Encompass Health’s April Anthony: Unified PAC Payment Model ‘Could Happen Before PDGM Even Settles’

For home health providers and their policy advocates on Capitol Hill, the Patient-Driven Groupings Model (PDGM) is priority No. 1, 2 and 3. Lurking in the background, though, is possibly an even bigger, more drastic reimbursement overhaul — a unified payment system for the entire post-acute care landscape.

Currently, post-acute care (PAC) providers include skilled nursing facilities (SNFs), in-patient rehabilitation facilities (IRFs), long-term care hospitals (LTCHs) and home health and hospice agencies. Unlike the separate, setting-specific Medicare reimbursement mechanisms that exist today, a unified model would theoretically pay all PAC providers under one overarching framework.

The concept of a unified PAC payment system isn’t exactly new. In fact, the Medicare Payment Advisory Commission (MedPAC) has been exploring the idea for years, following a Congressional mandate.

Advertisement

“One of the parameters and mandates in the IMPACT Act, which was passed in 2014, was for both the Centers for Medicare & Medicaid Services (CMS) and MedPAC to reveal what a prototype would look like — a fully operational, new prospective payment system (PPS) — by 2023,” Lisa Grabert, a research professor at Marquette and Georgetown universities, said last week during the 2019 Home Health Care News Summit in Chicago. “Certainly within the next five years, we should have a very good idea of what that will look like.”

But a unified model may come knocking on home health providers’ doors sooner rather than later.

The BETTER Act — introduced in the U.S. House of Representative in June — calls for MedPAC to submit a “prototype value-based payment program under a unified prospective payment system for post-acute care services” by March 15, 2021.

“If you don’t try to watch how a unified PAC PPS happens, it will soon be … at your door, showing up, knocking, waiting to get in,” said Grabert, a House Ways and Means Committee veteran who served as lead author of PDGM.

April Anthony, CEO of Encompass Health Corporation’s (NYSE: EHC) home health and hospice division, agreed.

“We have a real future threat coming in the unified post-acute payment [mechanism],” Anthony said, also speaking at the HHCN Summit. “I think that could really turn into the next PDGM — and I think it could happen sooner than PDGM even settles out.”

Shattering silos

In simple terms, MedPAC believes the separate Medicare payment mechanisms create “silos” and inefficiencies in the provision of post-acute care.

Aggregate fee-for-service Medicare spending on PAC settings has remained stable since 2012, in part because of expanded enrollment in managed care. Total PAC spending reached roughly $58.9 billion in 2017, with home health care accounting for about $18 million.

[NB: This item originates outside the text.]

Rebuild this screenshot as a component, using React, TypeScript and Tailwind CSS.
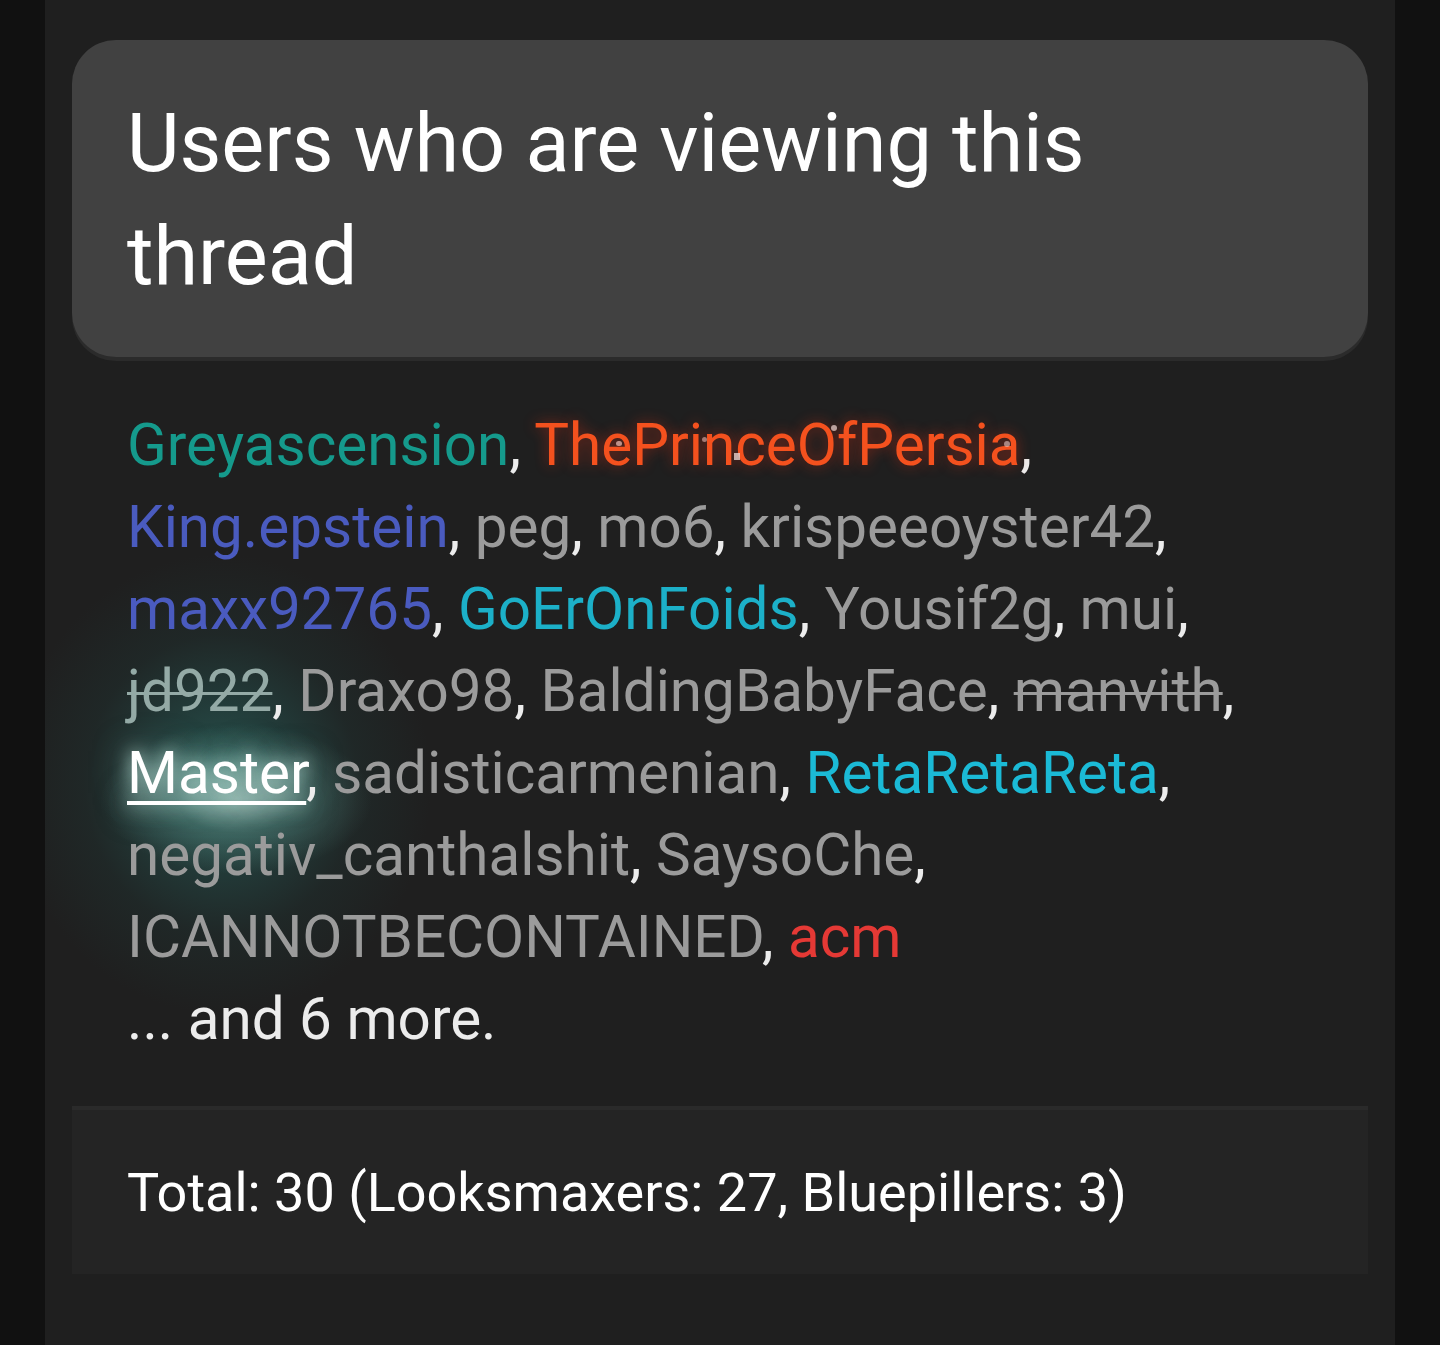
import React from "react";

const Comma = () => <span className="text-[#ececec]">, </span>;

export default function App() {
  const font = { fontFamily: "Roboto, 'Noto Sans', sans-serif" };
  return (
    <div className="min-h-[1345px] w-[1440px] bg-[#111111]" style={font}>
      <div className="mx-[45px] min-h-[1345px] overflow-hidden bg-[#1f1f1f] px-[27px] pt-[40px]">
        {/* header card */}
        <div className="rounded-[44px] bg-[#414141] px-[55px] pt-[47px] pb-[44px] shadow-[0_4px_0_#2b2b2b]">
          <h2 className="text-[81px] leading-[113px] font-normal text-white">
            Users who are viewing this
            <br />
            thread
          </h2>
        </div>

        {/* names */}
        <div className="relative mt-[47px] px-[55px]">
          <div
            className="pointer-events-none absolute left-[-27px] top-[150px] h-[460px] w-[420px]"
            style={{
              background:
                "radial-gradient(ellipse 50% 50% at 42% 50%, rgba(45,110,102,0.7) 0%, rgba(38,88,84,0.5) 35%, rgba(33,62,60,0.28) 65%, rgba(31,31,31,0) 100%)",
            }}
          />
          <div
            className="pointer-events-none absolute left-[30px] top-[320px] h-[150px] w-[270px]"
            style={{
              background:
                "radial-gradient(ellipse 50% 50% at 50% 50%, rgba(215,240,232,0.5) 0%, rgba(120,180,170,0.28) 45%, rgba(60,110,105,0) 100%)",
            }}
          />
          <p className="relative text-[58.4px] leading-[82px] text-[#9b9b9b]">
            <span className="text-[#159a8c]">Greyascension</span>
            <Comma />
            <span className="relative text-[#f4511e] [text-shadow:0_0_14px_rgba(255,50,20,0.45)]">
              ThePrinceOfPersia
              <span className="absolute left-[82px] top-[30px] h-[5px] w-[6px] rounded-full bg-[#f0c0b8] opacity-70" />
              <span className="absolute left-[200px] top-[42px] h-[7px] w-[6px] bg-[#e8d0cc] opacity-80" />
              <span className="absolute left-[297px] top-[14px] h-[6px] w-[6px] rounded-full bg-[#f4d8d4] opacity-70" />
              <span className="absolute left-[168px] top-[26px] h-[5px] w-[5px] rounded-full bg-[#e8b8b0] opacity-60" />
              <span className="absolute left-[470px] top-[30px] h-[6px] w-[6px] rounded-full bg-[#e8c8c4] opacity-60" />
            </span>
            <Comma />
            <br />
            <span className="text-[#4a5bbf]">King.epstein</span>
            <Comma />
            peg
            <Comma />
            mo6
            <Comma />
            krispeeoyster42
            <span className="text-[#ececec]">,</span>
            <br />
            <span className="text-[#4a5bbf]">maxx92765</span>
            <Comma />
            <span className="text-[#1cb0c8]">GoErOnFoids</span>
            <Comma />
            Yousif2g
            <Comma />
            mui
            <span className="text-[#ececec]">,</span>
            <br />
            <span className="text-[#94aaa6] line-through decoration-[3px]">jd922</span>
            <Comma />
            Draxo98
            <Comma />
            BaldingBabyFace
            <Comma />
            <span className="line-through decoration-[3px]">manvith</span>
            <span className="text-[#ececec]">,</span>
            <br />
            <span className="text-white underline decoration-[4px] underline-offset-[8px] [text-shadow:0_0_18px_rgba(220,255,245,0.8),0_0_36px_rgba(150,210,200,0.5)]">
              Master
            </span>
            <Comma />
            sadisticarmenian
            <Comma />
            <span className="text-[#1bbad6]">RetaRetaReta</span>
            <span className="text-[#ececec]">,</span>
            <br />
            negativ_canthalshit
            <Comma />
            SaysoChe
            <span className="text-[#ececec]">,</span>
            <br />
            ICANNOTBECONTAINED
            <Comma />
            <span className="text-[#e53935]">acm</span>
            <br />
            <span className="text-[#ececec]">... and 6 more.</span>
          </p>
        </div>

        {/* footer */}
        <div className="mt-[46px] border-t-[4px] border-[#2a2a2a] bg-[#242424] px-[55px] pt-[52px] pb-[50px]">
          <p className="text-[54px] leading-[62px] text-white">
            Total: 30 (Looksmaxers: 27, Bluepillers: 3)
          </p>
        </div>
      </div>
    </div>
  );
}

In the past, MedPAC has recommended that a unified PAC system be structured around “stays” rather than “episodes.” In such a model, SNFs appear likeliest to gain the most, with IRFs likeliest to lose the most, according to MedPAC.

For home health providers, a unified model designed by MedPAC could mean a projected payment cut of about 5%. But as home health providers continue to demonstrate their ability to slash U.S. health care spending and improve health outcomes of the Medicare beneficiaries they serve, a unified model could also turn out to be positive.

“Theoretically, we have the opportunity to come out as a huge winner in a unified post-acute payment model, but as we’ve seen with PDGM, there’s at least a risk that [policymakers] don’t get that right,” Anthony told summit attendees. “As quick as we get through this initial PDGM storm, we need to soon thereafter turn our attention to how we influence the unified post-acute bundle.”

In general, home health providers that have strong partnerships with hospitals, physician groups and health plans would have a leg up under a unified PAC framework. The same holds true for providers with integrated operations that span the entire continuum of care.

Technology-savvy providers will also have an edge, according to Joanne Cunningham, executive director of the Partnership for Quality Home Healthcare (PQHH), a Washington, D.C.-based advocacy organization.

“Technology is going to be key — understanding your data and organization,” Cunningham said at the HHCN Summit. “The partnership is putting a lot of effort right now in a big data project that’s looking at the clinical outcomes of patients in different settings with the same diagnosis.”

Different directions

To some, it may seem strange that a unified PAC payment system is even a possibility with PDGM — the biggest payment change to home health care in two decades — taking shape. But that’s largely because of different priorities between different parts of the government.

PDGM has been a point of focus for CMS, which falls under the executive branch of government. Meanwhile, unified payment has been a special project for MedPAC, which reports to Congress.

“You see two branches of government going in fairly different directions,” Grabert said. “As some point, there’s going to be a reckoning of that process.”